Checkout this spotlight and email the OUSD board TODAY:
My name is Joshua Weintraub and I’m the Director of College and Career Success at Lighthouse Community Public Schools. I’m reaching out to encourage you to revise district policies to ensure that more students in OUSD complete the A-G requirements. This is a critical equity issue in our community.
For more than a decade, Lighthouse has maintained an A-G completion rate of 80-90% per year. These rates remain consistent among almost all of our subgroups including African-American Latinx, low-income and ELL students.

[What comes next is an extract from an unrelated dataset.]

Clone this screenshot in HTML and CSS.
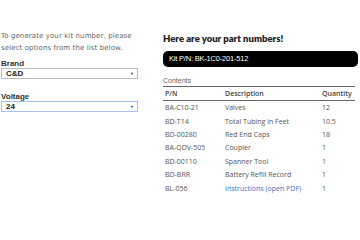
FILE: index.html
```html
<!DOCTYPE html>
<html lang="en">
<head>
    <meta charset="UTF-8">
    <title>Kit Number Generator</title>
    <link rel="stylesheet" href="styles.css">
</head>
<body>
    <div class="container">
        <div class="options">
            <p class="intro">To generate your kit number, please select options from the list below.</p>
            <label class="field-label">Brand</label>
            <div class="select">C&amp;D<span class="arrow">&#9660;</span></div>
            <label class="field-label">Voltage</label>
            <div class="select focused">24<span class="arrow">&#9660;</span></div>
        </div>
        <div class="results">
            <h2>Here are your part numbers!</h2>
            <div class="kit">Kit P/N: BK-1C0-201-512</div>
            <div class="caption">Contents</div>
            <table>
                <colgroup>
                    <col class="pn">
                    <col class="desc">
                    <col>
                </colgroup>
                <thead>
                    <tr>
                        <th>P/N</th>
                        <th>Description</th>
                        <th>Quantity</th>
                    </tr>
                </thead>
                <tbody>
                    <tr><td>BA-C10-21</td><td>Valves</td><td>12</td></tr>
                    <tr><td>BD-T14</td><td>Total Tubing in Feet</td><td>10.5</td></tr>
                    <tr><td>BD-00280</td><td>Red End Caps</td><td>18</td></tr>
                    <tr><td>BA-QDV-505</td><td>Coupler</td><td>1</td></tr>
                    <tr><td>BD-00110</td><td>Spanner Tool</td><td>1</td></tr>
                    <tr><td>BD-BRR</td><td>Battery Refill Record</td><td>1</td></tr>
                    <tr><td>BL-056</td><td><a href="#">Instructions (open PDF)</a></td><td>1</td></tr>
                </tbody>
            </table>
        </div>
    </div>
</body>
</html>
```

FILE: styles.css
```css
body {
    margin: 0;
    padding: 0;
    background-color: #fff;
    font-family: "DejaVu Sans", Verdana, sans-serif;
}

.container {
    display: flex;
    gap: 25px;
    padding: 30px 2px 0 1px;
}

.options {
    width: 137px;
    flex-shrink: 0;
}

.intro {
    margin: 0 0 5px;
    font-size: 7px;
    line-height: 12px;
    color: #666;
    letter-spacing: 0.1px;
}

.field-label {
    display: block;
    font-family: "Liberation Sans", Arial, sans-serif;
    font-weight: bold;
    font-size: 8px;
    color: #333;
    line-height: 9px;
}

.select {
    position: relative;
    box-sizing: border-box;
    height: 11px;
    margin-bottom: 13px;
    padding: 0 4px;
    border: 1px solid #bbb;
    font-family: "Liberation Sans", Arial, sans-serif;
    font-weight: bold;
    font-size: 8px;
    line-height: 9px;
    color: #222;
}

.select.focused {
    border-color: #a6c3ee;
}

.arrow {
    position: absolute;
    right: 3px;
    top: 0;
    font-size: 4px;
    color: #333;
}

.results {
    flex: 1;
}

h2 {
    margin: 3px 0 6px 0;
    font-family: "Lato", sans-serif;
    font-weight: 800;
    font-size: 9.5px;
    line-height: 12px;
    color: #222;
}

.kit {
    background-color: #000;
    color: #fff;
    border-radius: 5px;
    height: 16px;
    line-height: 16px;
    padding: 0 6px;
    font-family: "Liberation Sans", Arial, sans-serif;
    font-size: 7.5px;
    letter-spacing: -0.2px;
}

.caption {
    margin-top: 9px;
    font-family: "Liberation Sans", Arial, sans-serif;
    font-size: 7px;
    color: #666;
    line-height: 10px;
    border-bottom: 1px solid #666;
    margin-right: 3px;
}

table {
    width: calc(100% - 3px);
    table-layout: fixed;
    border-collapse: collapse;
    font-family: "Open Sans", sans-serif;
    font-size: 7px;
    color: #555;
}

col.pn {
    width: 60px;
}

col.desc {
    width: 97px;
}

th, td {
    text-align: left;
    padding: 0 1px 0 2px;
    white-space: nowrap;
}

th {
    font-weight: 600;
    color: #444;
    height: 13px;
    border-bottom: 1px solid #666;
}

td {
    height: 13.4px;
}

a {
    color: #3a74c4;
    text-decoration: none;
}
```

From my vantage point, I think the four keys to our success in this area are:
- Aligning our graduation requirements to A-G, so that every high school graduate is college eligible
- Dumping the “D”, a grade that gives students and families a false sense of accomplishment
- Keeping students and families informed of progress towards A-G completion/graduation requirements
- Ensuring school structures – scheduling, counseling, intervention, credit recovery – meet student needs
I recognize that this is a challenging time to enact change, but also know that the longer we wait, the more students miss out on the opportunities to transform the trajectory of their lives.
In community,
Joshua Weintraub
Director of College and Career Success
Lighthouse Community Charter School
The State of Black Education in Oakland alongside, Families in Action and Energy Convertors, are seeking to change these policies and give every Oakland student a fair shot at college. We need all OUSD and charter schools to make three commitments to families:
Dump the D – as a default a D should be a failing grade, with some deliberate exceptions
A right to know – A recent survey found that less than half of Oakland high school students were even aware of the A-G requirements. We need to assure that every youth and family is aware of the requirements and that they get real-time and transparent updates about whether students are on track, in report cards, progress reports, and otherwise.
A right to remediate – this is tied to the right to know. Once a student is in danger of not being college eligible, they have to be given opportunities to make up work or classes and earn their eligibility. It is essential that this happens at the earliest possible stage in the process and students and families aren’t surprised by outcomes when it too late to fix them.